> _Task objective_
Read through the data and report every line in which the word "styles" occurs.

> _Collected material_
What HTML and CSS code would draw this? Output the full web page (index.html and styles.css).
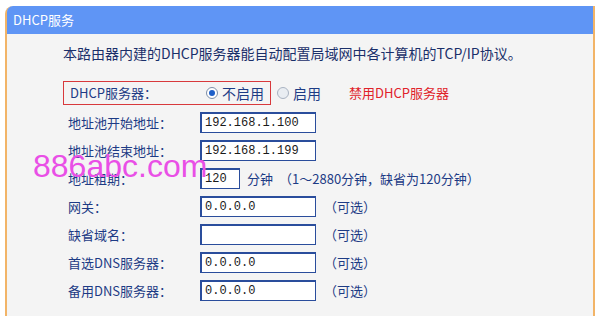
FILE: index.html
```html
<!DOCTYPE html>
<html lang="zh-CN">
<head>
    <meta charset="UTF-8">
    <title>DHCP服务</title>
    <link rel="stylesheet" href="styles.css">
</head>
<body>
    <div class="panel">
        <div class="panel-title">DHCP服务</div>
        <div class="panel-body">
            <p class="intro">本路由器内建的DHCP服务器能自动配置局域网中各计算机的TCP/IP协议。</p>

            <div class="row">
                <div class="server-box">
                    <span class="label">DHCP服务器：</span>
                    <span class="radio checked"></span>
                    <span class="opt">不启用</span>
                </div>
                <span class="radio"></span>
                <span class="opt">启用</span>
                <span class="warn">禁用DHCP服务器</span>
            </div>

            <div class="row">
                <span class="label">地址池开始地址：</span>
                <input class="field" type="text" value="192.168.1.100">
            </div>
            <div class="row">
                <span class="label">地址池结束地址：</span>
                <input class="field" type="text" value="192.168.1.199">
            </div>
            <div class="row">
                <span class="label">地址租期：</span>
                <input class="field short" type="text" value="120">
                <span class="unit">分钟</span>
                <span class="note">（1～2880分钟，缺省为120分钟）</span>
            </div>
            <div class="row">
                <span class="label">网关：</span>
                <input class="field" type="text" value="0.0.0.0">
                <span class="note">（可选）</span>
            </div>
            <div class="row">
                <span class="label">缺省域名：</span>
                <input class="field" type="text" value="">
                <span class="note">（可选）</span>
            </div>
            <div class="row">
                <span class="label">首选DNS服务器：</span>
                <input class="field" type="text" value="0.0.0.0">
                <span class="note">（可选）</span>
            </div>
            <div class="row">
                <span class="label">备用DNS服务器：</span>
                <input class="field" type="text" value="0.0.0.0">
                <span class="note">（可选）</span>
            </div>
        </div>
        <div class="watermark">886abc.com</div>
    </div>
</body>
</html>
```

FILE: styles.css
```css
body {
    margin: 0;
    padding: 6px 1px 0 5px;
    background: #ffffff;
    font-family: "Noto Sans CJK SC", "DejaVu Sans", sans-serif;
    font-size: 13px;
    color: #1d3b85;
    overflow: hidden;
}

.panel {
    position: relative;
    height: 320px;
    background: #f4f4f4;
    border-left: 2px solid #f2b467;
    border-right: 2px solid #f2b467;
    border-top-left-radius: 8px;
}

.panel-title {
    height: 28px;
    line-height: 27px;
    padding-left: 6px;
    background: #5f95f5;
    color: #ffffff;
    font-size: 13px;
    border-top-left-radius: 6px;
}

.panel-body {
    padding: 6px 0 0 56px;
    white-space: nowrap;
}

.intro {
    margin: 0 0 14px 0;
    height: 26px;
    line-height: 26px;
    font-size: 14px;
    color: #1a2f6a;
}

.row {
    display: flex;
    align-items: center;
    height: 28px;
    padding-left: 5px;
}

.row:nth-child(2) {
    height: 25px;
    padding-left: 0;
    margin-bottom: 3px;
}

.server-box {
    display: flex;
    align-items: center;
    height: 22px;
    padding: 0 6px 0 6px;
    border: 1px solid #d8393c;
}

.server-box .label {
    width: 134px;
}

.label {
    width: 132px;
    flex-shrink: 0;
}

.radio {
    flex-shrink: 0;
    width: 12px;
    height: 12px;
    border: 1px solid #a9b3c2;
    border-radius: 50%;
    background: #e9edf2;
    margin-right: 4px;
    margin-left: 2px;
    box-sizing: border-box;
    position: relative;
}

.row > .radio {
    margin-left: 6px;
}

.radio.checked {
    border-color: #7d8ea8;
    background: #ffffff;
}

.radio.checked::after {
    content: "";
    position: absolute;
    left: 2px;
    top: 2px;
    width: 6px;
    height: 6px;
    border-radius: 50%;
    background: #1e5fc8;
}

.opt {
    font-size: 14px;
}

.warn {
    margin-left: 28px;
    color: #e0222a;
    font-size: 13px;
}

.field {
    width: 116px;
    height: 21px;
    box-sizing: border-box;
    border: 1px solid #2a4d9c;
    border-left-width: 2px;
    border-top-width: 2px;
    background: #ffffff;
    padding: 0 3px;
    font-family: "Liberation Mono", monospace;
    font-size: 12px;
    color: #1a1a1a;
    outline: none;
}

.field.short {
    width: 40px;
}

.unit {
    margin-left: 7px;
    font-size: 13px;
}

.note {
    margin-left: 8px;
    font-size: 13px;
}

.unit + .note {
    margin-left: 6px;
}

.watermark {
    position: absolute;
    left: 26px;
    top: 142px;
    font-family: "Liberation Sans", Arial, sans-serif;
    font-size: 32px;
    color: #e94fe6;
}
```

> _Result of the task_
What HTML and CSS code would draw this? Output the full web page (index.html and styles.css).
    <link rel="stylesheet" href="styles.css">
FILE: styles.css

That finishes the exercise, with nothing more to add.